I take your comments as a friendly amendment. The motion so amended
follows below.

MEMBERS PLEASE NOTE: There are two endorsements to this motion, it needs
three more endorsements for a total of five. Bruce, with your friendly
amendment now included, does it have your endorsement?

Tim


<MOTION>
The Registrar Constituency position is that these recommendations are
over-reaching, unrealistic and inappropriate.

Specifically...

RE: 1. Registrars must ensure that disclosures regarding availability
and third-party access to personal data associated with domain names
actually be presented to registrants during the registration process. 
Linking to an external web page is not sufficient.

It is inappropriate to view the registration exercise as a policy 
education process. It is a registration process and should be as
simple, straightforward and unburdened as possible for registrants to
conclude. The current trend to "cram" all sorts of notices, and
prescribe the method of notification, into the registration process
interferes with the potential simplicity of this process.

Furthermore, presenting anything to the registrant during the
registration process is an entirely new obligation that would require 
many registrars to completely re-establish their method of registration.
For wholesale registrars, this represents a highly onerous burden.

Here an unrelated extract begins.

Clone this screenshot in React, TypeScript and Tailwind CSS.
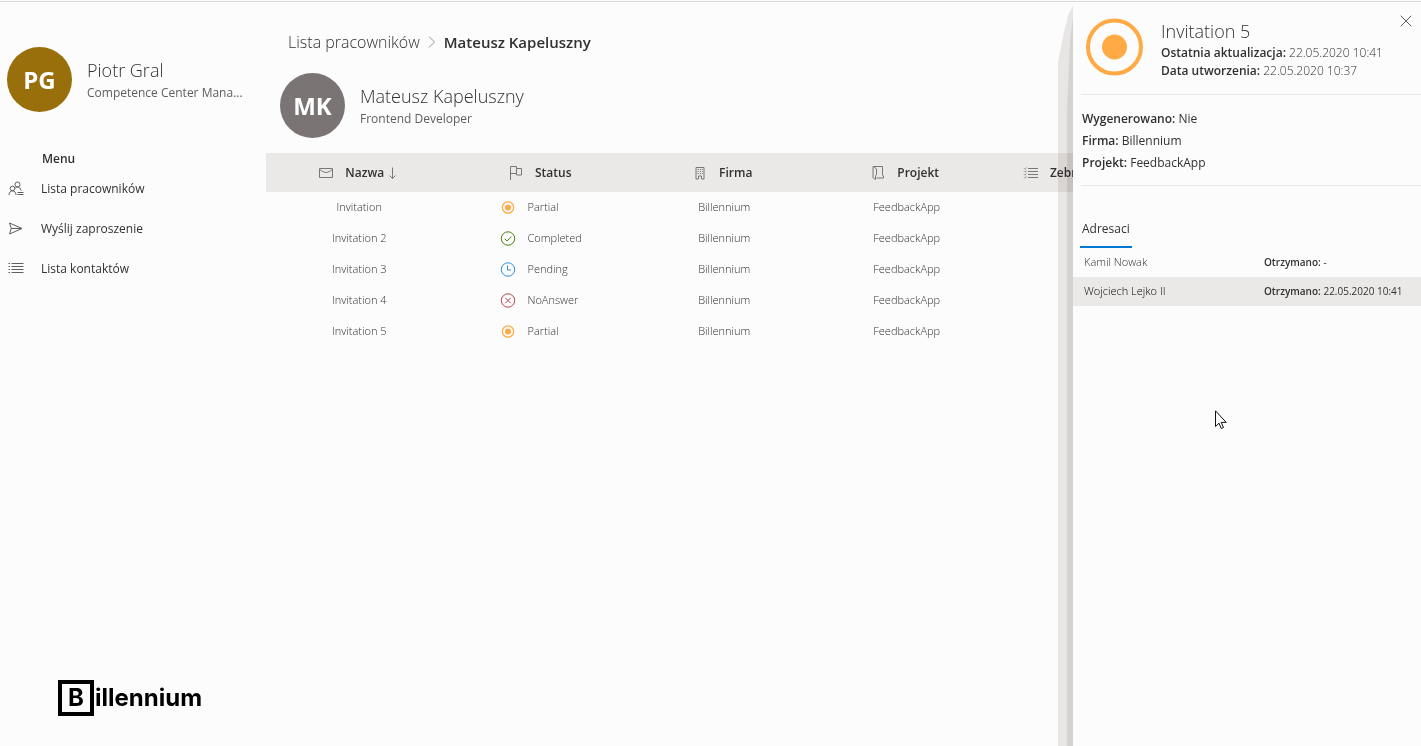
import type { ReactNode } from "react";

type StatusName = "Partial" | "Completed" | "Pending" | "NoAnswer";

interface Invitation {
  name: string;
  status: StatusName;
  company: string;
  project: string;
}

const invitations: Invitation[] = [
  { name: "Invitation", status: "Partial", company: "Billennium", project: "FeedbackApp" },
  { name: "Invitation 2", status: "Completed", company: "Billennium", project: "FeedbackApp" },
  { name: "Invitation 3", status: "Pending", company: "Billennium", project: "FeedbackApp" },
  { name: "Invitation 4", status: "NoAnswer", company: "Billennium", project: "FeedbackApp" },
  { name: "Invitation 5", status: "Partial", company: "Billennium", project: "FeedbackApp" },
];

function Icon({ children }: { children: ReactNode }) {
  return (
    <svg viewBox="0 0 16 16" fill="none" stroke="currentColor" strokeWidth="1" aria-hidden="true" className="size-4 shrink-0">
      {children}
    </svg>
  );
}

const PeopleIcon = () => (
  <Icon>
    <circle cx="9.500" cy="3.500" r="2.500" />
    <path d="M6.900 7.500C7.600 6.600 8.500 6 9.500 6c1.900 0 3.200 1.500 3.500 3.500" />
    <circle cx="4.500" cy="7.500" r="2.300" />
    <path d="M1 14c0-2.300 1.500-4.200 3.500-4.200S8 11.700 8 14" />
    <path d="M9.500 11.500h6M9.500 13.500h6" />
  </Icon>
);

const SendIcon = () => (
  <Icon>
    <path d="M1.500 2 14 7.500 1.500 13l1.800-5.500zM3.300 7.500H14" />
  </Icon>
);

const ListIcon = () => (
  <Icon>
    <path d="M3.500 2.500H15.500M3.500 5.500H15.500M3.500 8.500H15.500M3.500 11.500H15.500M.5 2.500h1.500M.5 5.500h1.500M.5 8.500h1.500M.5 11.500h1.500" />
  </Icon>
);

const MailIcon = () => (
  <Icon>
    <path d="M1.500 3.500h13v9h-13zM1.500 4.500C4 6 6 7.500 8 7.500s4-1.500 6.500-3" />
  </Icon>
);

const FlagIcon = () => (
  <Icon>
    <path d="M2.500 15V1.500h6v7h-6M8.500 3.500h5v6.500h-5V8.500" />
  </Icon>
);

const BuildingIcon = () => (
  <Icon>
    <path d="M4 2.500h8v11.500H9.500v-3h-3v3H4z" />
    <path d="M5.500 4.500h1.300M7.900 4.500H9.200M5.500 6.500h1.300M7.900 6.500H9.200M5.500 8.500h1.300M7.900 8.500H9.200M10 4.500h.8M10 6.500h.8M10 8.500h.8" />
  </Icon>
);

const ProjectIcon = () => (
  <Icon>
    <path d="M3 1.500h9.500v8.500l1 1v2H6.500M3 1.500c2 1 3.500 1.500 3.500 3.500v4.500L5.500 11v3.500C4.500 13.500 3 13.500 3 12.500z" />
  </Icon>
);

const ChecklistIcon = () => (
  <Icon>
    <path d="M5 3.500h10M5 6.500h10M5 9.500h10M5 12.500h10" />
    <path d="m1 3.300.9.900L3.700 2.400M1 6.300l.9.900 1.800-1.800M1 9.300l.9.900 1.800-1.800M1 12.300l.9.900 1.800-1.800" strokeWidth=".8" />
  </Icon>
);

function StatusIcon({ status }: { status: StatusName }) {
  if (status === "Partial")
    return (
      <Icon>
        <circle cx="8" cy="7.500" r="5.700" stroke="#ffaa44" strokeWidth="1.200" />
        <circle cx="8" cy="7.500" r="3" fill="#ffaa44" stroke="none" />
      </Icon>
    );
  if (status === "Completed")
    return (
      <span className="flex text-[#498205]">
        <Icon>
          <circle cx="8" cy="7.500" r="6.700" />
          <path d="m4.800 7.800 2.200 2.200 4.300-4.500" />
        </Icon>
      </span>
    );
  if (status === "Pending")
    return (
      <span className="flex text-[#2b8fe0]">
        <Icon>
          <circle cx="8" cy="7.500" r="6.700" />
          <path d="M7.500 3.500v4.500h3.500" />
        </Icon>
      </span>
    );
  return (
    <span className="flex text-[#b5444a]">
      <Icon>
        <circle cx="8" cy="7.500" r="6.700" />
        <path d="m5.300 4.800 5.400 5.400m0-5.400-5.400 5.400" />
      </Icon>
    </span>
  );
}

function Person({ initials, color, name, role }: { initials: string; color: string; name: string; role: string }) {
  return (
    <div className="flex items-center gap-[15px]">
      <div className={`flex size-[65px] shrink-0 items-center justify-center rounded-full text-2xl font-bold text-white ${color}`}>
        {initials}
      </div>
      <div className="min-w-0 pt-0.5">
        <div className="truncate text-lg leading-[25px] font-light">{name}</div>
        <div className="truncate text-xs leading-5 text-[#605e5c]">{role}</div>
      </div>
    </div>
  );
}

function HeaderLabel({ icon, label, children }: { icon: ReactNode; label: string; children?: ReactNode }) {
  return (
    <span className="inline-flex items-center gap-[11px] align-middle">
      <span className="text-[#797775]">{icon}</span>
      <span className="flex items-center gap-1 text-xs font-semibold">
        {label}
        {children}
      </span>
    </span>
  );
}

function Sidebar() {
  const items = [
    { label: "Lista pracowników", icon: <PeopleIcon /> },
    { label: "Wyślij zaproszenie", icon: <SendIcon /> },
    { label: "Lista kontaktów", icon: <ListIcon /> },
  ];
  return (
    <aside className="flex w-[266px] shrink-0 flex-col pt-[45px] pb-[30px]">
      <div className="pr-5 pl-[7px]">
        <Person initials="PG" color="bg-[#986f0b]" name="Piotr Gral" role="Competence Center Mana..." />
      </div>
      <nav aria-label="Menu" className="mt-[37px]">
        <h2 className="pl-[42px] text-xs leading-5 font-semibold">Menu</h2>
        <ul>
          {items.map((item) => (
            <li key={item.label}>
              <a href="#" className="flex h-10 items-center gap-[17px] pl-2 text-xs">
                <span className="text-[#605e5c]">{item.icon}</span>
                {item.label}
              </a>
            </li>
          ))}
        </ul>
      </nav>
      <div className="mt-auto ml-[58px] flex items-center gap-px font-['Inter',sans-serif] text-2xl leading-none font-bold text-black">
        <span className="flex size-9 items-center justify-center border-4 border-black">B</span>
        <span>illennium</span>
      </div>
    </aside>
  );
}

function InvitationTable() {
  return (
    <table className="mt-[15px] w-full table-fixed border-collapse">
      <colgroup>
        <col className="w-[15.8%]" />
        <col className="w-[15.8%]" />
        <col className="w-[15.8%]" />
        <col className="w-[15.8%]" />
        <col />
      </colgroup>
      <thead>
        <tr className="h-[39px] bg-[#ebe9e8] *:pb-0.5">
          <th>
            <HeaderLabel icon={<MailIcon />} label="Nazwa">
              <svg viewBox="0 0 8 14" className="h-3.5 w-2" fill="none" stroke="#797775" aria-hidden="true">
                <path d="M4.500 1.500v11M1.500 9.500l3 3 3-3" />
              </svg>
            </HeaderLabel>
          </th>
          <th>
            <HeaderLabel icon={<FlagIcon />} label="Status" />
          </th>
          <th>
            <HeaderLabel icon={<BuildingIcon />} label="Firma" />
          </th>
          <th>
            <HeaderLabel icon={<ProjectIcon />} label="Projekt" />
          </th>
          <th className="pl-[27px] text-left">
            <HeaderLabel icon={<ChecklistIcon />} label="Zebrane" />
          </th>
        </tr>
      </thead>
      <tbody>
        {invitations.map((row) => (
          <tr key={row.name} className="h-[31px] text-center text-[11px] font-light *:pl-1">
            <td>{row.name}</td>
            <td>
              <div className="flex items-center gap-[11px] pl-12">
                <StatusIcon status={row.status} />
                {row.status}
              </div>
            </td>
            <td>{row.company}</td>
            <td>{row.project}</td>
            <td />
          </tr>
        ))}
      </tbody>
    </table>
  );
}

function Field({ label, value }: { label: string; value: string }) {
  return (
    <p>
      <span className="font-semibold">{label}:</span> {value}
    </p>
  );
}

function DetailsPanel() {
  return (
    <div className="absolute inset-y-0 right-0 w-[348px]">
      <div className="absolute inset-y-0 -left-[15px] w-[15px] bg-[#ebe9e8] mix-blend-multiply [clip-path:polygon(100%_4px,70%_12px,40%_30px,0_60px,0_100%,100%_100%)]" />
      <div className="absolute inset-y-0 -left-1.5 w-1.5 bg-[#ebe9e8] mix-blend-multiply [clip-path:polygon(100%_14px,50%_40px,0_110px,0_100%,100%_100%)]" />
      <section aria-label="Invitation 5" className="relative flex h-full flex-col bg-[#fcfcfc]">
        <header className="flex items-start pt-4 pr-2 pl-[9px]">
          <svg viewBox="0 0 58 58" className="ml-1 size-[58px] shrink-0" aria-hidden="true">
            <circle cx="28.500" cy="29" r="26.500" fill="none" stroke="#ffaa44" strokeWidth="4" />
            <circle cx="28.500" cy="29" r="12.500" fill="#ffaa44" />
          </svg>
          <div className="ml-[17px] flex-1 text-xs leading-[18px] font-light">
            <h1 className="text-lg leading-[26px]">Invitation 5</h1>
            <Field label="Ostatnia aktualizacja" value="22.05.2020 10:41" />
            <Field label="Data utworzenia" value="22.05.2020 10:37" />
          </div>
        </header>
        <button type="button" aria-label="Zamknij" className="absolute top-[11px] right-[7px] flex size-4 items-center justify-center text-[#605e5c]">
          <svg viewBox="0 0 12 12" className="size-3" fill="none" stroke="currentColor" aria-hidden="true">
            <path d="m.7.7 10.600 10.600m0-10.600L.7 11.300" />
          </svg>
        </button>
        <div className="mt-3.5 ml-2 border-y border-[#eaeaea] pt-[13px] pb-[11px] pl-px text-xs leading-[22px]">
          <Field label="Wygenerowano" value="Nie" />
          <Field label="Firma" value="Billennium" />
          <Field label="Projekt" value="FeedbackApp" />
        </div>
        <div role="tablist" className="mt-[23px] ml-[7px] flex">
          <button type="button" role="tab" aria-selected="true" className="h-[39px] border-b-2 border-[#0078d4] px-0.5 pt-0.5 text-xs">
            Adresaci
          </button>
        </div>
        <ul className="text-[10px]">
          <li className="flex h-[29px] items-center pl-[11px]">
            <span className="w-[180px] text-[11px] font-light">Kamil Nowak</span>
            <Field label="Otrzymano" value="-" />
          </li>
          <li className="flex h-[29px] items-center bg-[#ebe9e8] pl-[11px]">
            <span className="w-[180px] text-[11px] font-light text-black">Wojciech Lejko II</span>
            <Field label="Otrzymano" value="22.05.2020 10:41" />
          </li>
        </ul>
      </section>
    </div>
  );
}

export default function App() {
  return (
    <div className="flex min-h-screen flex-col overflow-hidden bg-[#fcfcfc] pt-px font-['Open_Sans','Noto_Sans',sans-serif] text-[#323130]">
      <div className="relative flex flex-1 border-t border-[#dadada]">
        <Sidebar />
        <main className="min-w-0 flex-1">
          <nav aria-label="Breadcrumb" className="flex items-center gap-2 pt-7 pl-[22px] text-[15px] leading-6">
            <a href="#" className="text-base font-light">
              Lista pracowników
            </a>
            <svg viewBox="0 0 8 14" className="h-3.5 w-2" fill="none" stroke="#797775" strokeWidth=".8" aria-hidden="true">
              <path d="m1 1.500 5.500 5.500L1 12.500" />
            </svg>
            <span className="font-semibold" aria-current="page">
              Mateusz Kapeluszny
            </span>
          </nav>
          <div className="mt-[19px] pl-3.5">
            <Person initials="MK" color="bg-[#7a7574]" name="Mateusz Kapeluszny" role="Frontend Developer" />
          </div>
          <InvitationTable />
        </main>
        <DetailsPanel />
      </div>
      <svg viewBox="0 0 12 20" className="pointer-events-none absolute top-[410px] left-[1215px] h-5 w-3" aria-hidden="true">
        <path d="M.5.8v15.700l3.500-3.300 2.300 5.300 2.200-1-2.300-5.100h5z" fill="#fff" stroke="#111" />
      </svg>
    </div>
  );
}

Lastly, this recommendation is highly unclear. What is a disclossure
regarding availability? Availability of what? This should be defined.

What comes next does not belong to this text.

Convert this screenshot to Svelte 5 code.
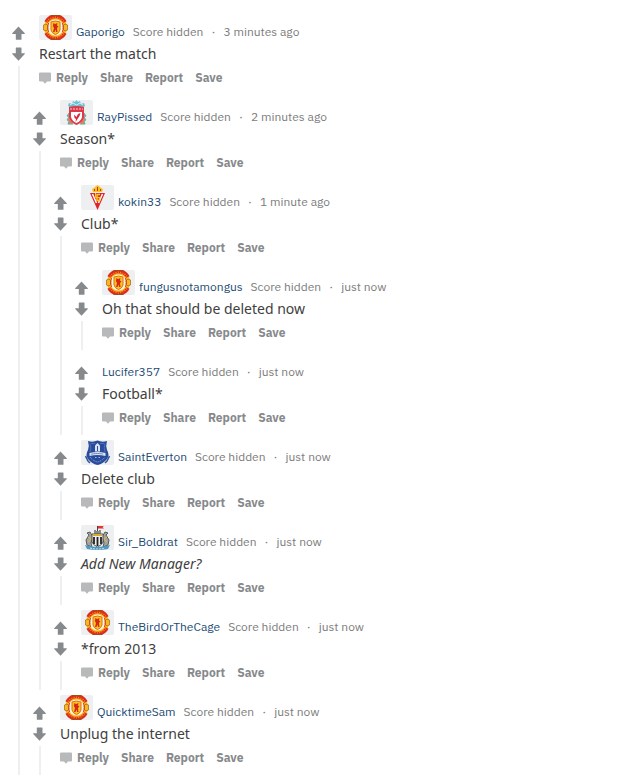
<script lang="ts">
    type Club = 'united' | 'liverpool' | 'gijon' | 'everton' | 'newcastle';

    interface Comment {
        author: string;
        age: string;
        text: string;
        club?: Club;
        italic?: boolean;
        replies?: Comment[];
    }

    const clubNames: Record<Club, string> = {
        united: 'Manchester United',
        liverpool: 'Liverpool',
        gijon: 'Sporting Gijón',
        everton: 'Everton',
        newcastle: 'Newcastle United'
    };

    const comments: Comment[] = [
        {
            author: 'Gaporigo', age: '3 minutes ago', text: 'Restart the match', club: 'united',
            replies: [
                {
                    author: 'RayPissed', age: '2 minutes ago', text: 'Season*', club: 'liverpool',
                    replies: [
                        {
                            author: 'kokin33', age: '1 minute ago', text: 'Club*', club: 'gijon',
                            replies: [
                                { author: 'fungusnotamongus', age: 'just now', text: 'Oh that should be deleted now', club: 'united' },
                                { author: 'Lucifer357', age: 'just now', text: 'Football*' }
                            ]
                        },
                        { author: 'SaintEverton', age: 'just now', text: 'Delete club', club: 'everton' },
                        { author: 'Sir_Boldrat', age: 'just now', text: 'Add New Manager?', club: 'newcastle', italic: true },
                        { author: 'TheBirdOrTheCage', age: 'just now', text: '*from 2013', club: 'united' }
                    ]
                },
                { author: 'QuicktimeSam', age: 'just now', text: 'Unplug the internet', club: 'united' }
            ]
        }
    ];

    let votes: Record<string, number> = $state({});

    function vote(author: string, dir: number) {
        votes[author] = votes[author] === dir ? 0 : dir;
    }
</script>

{#snippet crest(club: Club)}
    <svg class="crest" viewBox="0 0 25 25" aria-hidden="true">
        {#if club === 'united'}
            <circle cx="12.5" cy="12.5" r="11.5" fill="#f6b81c" />
            <circle cx="12.5" cy="12.5" r="8" fill="#fdf3df" />
            <path d="M3 7A10.800 10.800 0 0 1 22 7M3 18A10.800 10.800 0 0 0 22 18" fill="none" stroke="#dd2a18" stroke-width="3.600" />
            <path d="M4 6.500A10.500 10.500 0 0 1 21 6.500M4 18.500A10.500 10.500 0 0 0 21 18.500" fill="none" stroke="#f9942c" stroke-width="1.200" stroke-dasharray="1 1.300" />
            <path d="M7 1 9.500 0.300H15.500L18 1M7 24 9.500 24.700H15.500L18 24" fill="none" stroke="#8d5a1c" stroke-width="0.800" />
            <path d="M0.500 10 3 9 5 11V14L3 16 0.500 15ZM24.500 10 22 9 20 11V14L22 16 24.500 15Z" fill="#f9b91b" stroke="#a4611c" stroke-width="0.700" />
            <path d="M5.500 8Q3.500 12.500 5.500 17M19.500 8Q21.500 12.500 19.500 17" fill="none" stroke="#d5381c" stroke-width="1" />
            <path d="M8 7Q12.500 5 17 7V15Q16 18.500 12.500 19.500Q9 18.500 8 15Z" fill="#fac51c" stroke="#df6b1b" stroke-width="1" />
            <path d="M10.500 8 12 9 14.500 8 14 10.500 15.500 11.500 14 13 14.500 17H13L12.500 14.500 11.500 17H10L11 13 9.800 11Z" fill="#d5281a" />
        {:else if club === 'liverpool'}
            <path d="M4 6 5 3 8 4 9 1 11 2 12.500 0 14 2 16 1 17 4 20 3 21 6 18 8H7Z" fill="#6fbfd4" />
            <path d="M6 5 9 3 12.500 5 16 3 19 5" fill="none" stroke="#d3eef0" stroke-width="1" />
            <path d="M5 13 3 16 5 17 3 20 5 21 4 24H9M20 13 22 16 20 17 22 20 20 21 21 24H16" fill="#ef7c55" stroke="#57b3b6" stroke-width="1" />
            <path d="M5 7Q12.500 5 20 7V17Q19 22 12.500 25Q6 22 5 17Z" fill="#dc3a4a" />
            <path d="M6 9H19" stroke="#f9cbd0" stroke-width="1" stroke-dasharray="2 1" />
            <path d="M7 12H18V17Q17 21 12.500 23Q8 21 7 17Z" fill="#fff" />
            <path d="M16.500 13 14 14 12.500 17 10 14.500 10.500 18 12 19 11.500 22 13.500 19 15.500 16Z" fill="#d9293c" />
        {:else if club === 'gijon'}
            <path d="M8 7 7 4 9 3 10 2 12.500 0 15 2 16 3 18 4 17 7Z" fill="#f2c51d" />
            <path d="M9 4H10V6H9ZM12 2H13V6H12ZM15 4H16V6H15Z" fill="#d72329" />
            <path d="M5 8H20L12.500 25Z" fill="#e1222b" />
            <path d="M7.500 9 11.500 18M17.500 9 13.500 18" stroke="#fff" stroke-width="1.500" />
            <path d="M15 9.500H12V15.500H14.500V13" fill="none" stroke="#f4ca22" stroke-width="1.500" />
            <path d="M10.500 8V12.500H15.500" fill="none" stroke="#f4ca22" stroke-width="1" />
        {:else if club === 'everton'}
            <path d="M3 1Q8 2.500 12.500 0.500Q17 2.500 22 1Q20.500 6 22 10Q25 15 22 19Q18 24 12.500 25Q7 24 3 19Q0 15 3 10Q4.500 6 3 1Z" fill="#284c9b" />
            <path d="M5 3.500Q6.500 8 5 12M20 3.500Q18.500 8 20 12M6 3.500H10M15 3.500H19" fill="none" stroke="#6f88c1" stroke-width="0.600" />
            <path d="M10 11.500V5.500L12.500 3 15 5.500V11.500Z" fill="#dce4f3" />
            <path d="M12.500 6V11" fill="none" stroke="#2a4fa0" stroke-width="1" />
            <path d="M4.500 13Q12.500 11 20.500 13V16Q12.500 14 4.500 16Z" fill="#dbe3f2" />
            <path d="M6.500 14.200Q12.500 12.800 18.500 14.200" fill="none" stroke="#34589f" stroke-width="1" stroke-dasharray="1.200 0.800" />
            <path d="M5 17Q8 21 12.500 22Q17 21 20 17" fill="none" stroke="#a6b8dc" stroke-width="1" stroke-dasharray="1 1" />
            <path d="M10 17.500H11.500M13.500 17.500H15" stroke="#a6b8dc" stroke-width="1" />
            <path d="M0.500 16 3 21 5 23M24.500 16 22 21 20 23" fill="none" stroke="#34589f" stroke-width="1.500" />
        {:else}
            <path d="M12.500 7V1" stroke="#444" stroke-width="1" />
            <path d="M13 1H19L17.500 2 19 3.500H13Z" fill="#e5342d" />
            <path d="M9 9V5H11V6H14V5H16V9Z" fill="#888b8a" />
            <path d="M5 7 2 8 4 10 1 15 2 20 7 22 6 18 8 12ZM20 7 23 8 21 10 24 15 23 20 18 22 19 18 17 12Z" fill="#a2a3a0" stroke="#575b5c" stroke-width="1" />
            <path d="M3 12 6 14 3 17M22 12 19 14 22 17" fill="none" stroke="#e1b84b" stroke-width="1" />
            <path d="M7 9H18V17Q17 20 12.500 22Q8 20 7 17Z" fill="#eee" stroke="#555" stroke-width="1" />
            <path d="M9 12V19M12.500 12V21M16 12V19" stroke="#222" stroke-width="1.800" />
            <path d="M8 10H17" stroke="#d8ad36" stroke-width="2" />
            <path d="M0 20Q12.500 24 25 20L23 24Q12.500 26 2 24Z" fill="#4c9ac0" />
            <path d="M5 23Q12.500 25 20 23" fill="none" stroke="#c8e1ea" stroke-width="1" stroke-dasharray="2 1" />
        {/if}
    </svg>
{/snippet}

{#snippet thread(list: Comment[])}
    <ul class="thread">
        {#each list as comment (comment.author)}
            <li class="comment">
                <div class="rail">
                    <div class="votes">
                        <button class="vote" aria-label="Upvote" aria-pressed={votes[comment.author] === 1} onclick={() => vote(comment.author, 1)}>
                            <svg viewBox="0 0 14 14"><path d="M6.500 0.500 12.800 7.300V8H9.500V13.200Q9.500 13.700 9 13.700H4.300Q3.800 13.700 3.800 13.200V8H0.200V7.300Z" /></svg>
                        </button>
                        <button class="vote" aria-label="Downvote" aria-pressed={votes[comment.author] === -1} onclick={() => vote(comment.author, -1)}>
                            <svg viewBox="0 0 14 14"><path d="M6.500 13.700 12.800 6.900V6.200H9.500V1Q9.500 0.500 9 0.500H4.300Q3.800 0.500 3.800 1V6.200H0.200V6.900Z" /></svg>
                        </button>
                    </div>
                    <div class="line"></div>
                </div>
                <div class="main">
                    <article class="entry">
                        <header>
                            {#if comment.club}
                                <span class="flair" title={clubNames[comment.club]}>{@render crest(comment.club)}</span>
                            {/if}
                            <a class="author" href="#{comment.author}">{comment.author}</a>
                            <span class="score">Score hidden</span>
                            <span class="dot">·</span>
                            <span class="age">{comment.age}</span>
                        </header>
                        <p class:italic={comment.italic}>{comment.text}</p>
                        <div class="actions">
                            <button class="reply">
                                <svg viewBox="0 0 12 12"><path d="M1 0.500H11Q12 0.500 12 1.500V8.500Q12 9.500 11 9.500H8L6 11.700 4 9.500H1Q0 9.500 0 8.500V1.500Q0 0.500 1 0.500Z" /></svg>
                                Reply
                            </button>
                            <button>Share</button>
                            <button>Report</button>
                            <button>Save</button>
                        </div>
                    </article>
                    {#if comment.replies}
                        {@render thread(comment.replies)}
                    {/if}
                </div>
            </li>
        {/each}
    </ul>
{/snippet}

<main>
    {@render thread(comments)}
</main>

<style>
    :global(body) {
        margin: 0;
        background: #fff;
    }
    main {
        padding: 10px 12px 4px;
        font-family: 'IBM Plex Sans', 'Open Sans', sans-serif;
        font-size: 12px;
        line-height: 16px;
        color: #7c7c7c;
    }
    .thread {
        list-style: none;
        margin: 0;
        padding: 0;
    }
    .comment {
        display: grid;
        grid-template-columns: 14px minmax(0, 1fr);
        column-gap: 7px;
    }
    button {
        padding: 0;
        border: none;
        background: none;
        font: inherit;
        color: inherit;
        cursor: pointer;
    }
    svg {
        display: block;
    }
    .rail {
        display: flex;
        flex-direction: column;
        align-items: center;
        gap: 5px;
        padding-top: 16px;
    }
    .votes {
        display: grid;
        gap: 7px;
    }
    .vote {
        width: 14px;
        height: 14px;
        fill: #878a8c;
    }
    .vote[aria-pressed='true'] {
        fill: #ff4500;
    }
    .line {
        flex: 1;
        width: 2px;
        background: #edeff1;
    }
    .entry {
        padding: 5px 0 9px 6px;
    }
    header {
        display: flex;
        align-items: flex-end;
        height: 25px;
        white-space: nowrap;
    }
    .flair {
        display: flex;
        justify-content: center;
        width: 33px;
        height: 25px;
        margin-right: 4px;
        border-radius: 2px;
        background: #edeff1;
    }
    .crest {
        width: 25px;
        height: 25px;
    }
    .author {
        margin-right: 8px;
        color: #1c4b75;
        text-decoration: none;
    }
    .author:hover {
        text-decoration: underline;
    }
    .dot {
        width: 20px;
        text-align: center;
    }
    p {
        margin: 3px 0 6px;
        font-family: 'Noto Sans', sans-serif;
        font-size: 14px;
        line-height: 21px;
        color: #404040;
    }
    .italic {
        font-style: italic;
    }
    .actions {
        display: flex;
        gap: 12px;
        font-weight: 700;
        color: #878a8c;
    }
    .reply {
        display: flex;
        align-items: center;
        gap: 5px;
    }
    .reply svg {
        width: 12px;
        height: 12px;
        fill: #b7b9ba;
    }
</style>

This recommendation would be acceptable in the following form (with the
potential to include a reference to "availability" if 
agreeable clarification is forthcoming);

1. Registrars must ensure that disclosures regarding availability and
third-party access to personal data associated with domain names 
actually be AVAILABLE to registrants during the registration process.

RE: 2. Registrars must ensure that these disclosures are set aside from
other provisions of the registration agreement if they are presented to
registrants together with that agreement.  Alternatively, registrars may
present data access disclosures separate from the registration
agreement. The wording of the notice provided by registrars should, to
the extent feasible, be uniform.

Prescribing the form and scope of my legal agreeements with my
registrants is inappropriate and without precedent under current
agreements. This entire clause should be removed from the
recommendations.

RE: 3. Registrars must obtain a separate acknowledgement from registrars
that they have read and understand these disclosures.  This provision
does not affect registrars' existing obligations to obtain registrant
consent to the use of their contact information in the WHOIS system.

Presumably, this was intended to read "acknowledgement from Registrants
that...", nonetheless requiring separate acknowledgement is an
unworkable condition that cannot be practically implemented in the
current environment. Today, a Registrar is required to bind a
Registrant to a series of obligations. It is a well known fact that
customers do not read point-of-sale agreements. This is especially true
of click-wrap agreements. Ascertaining whether or not a Registrant has
read and understands those obligations is beyond the scope of existing
registration processes.

It is really only appropriate to obtain a Registrants agreement that
their data will be included in the Whois and make this a condition of
registration in a fashion similar to the other terms a Registrant must
agree to prior to undertaking a registration.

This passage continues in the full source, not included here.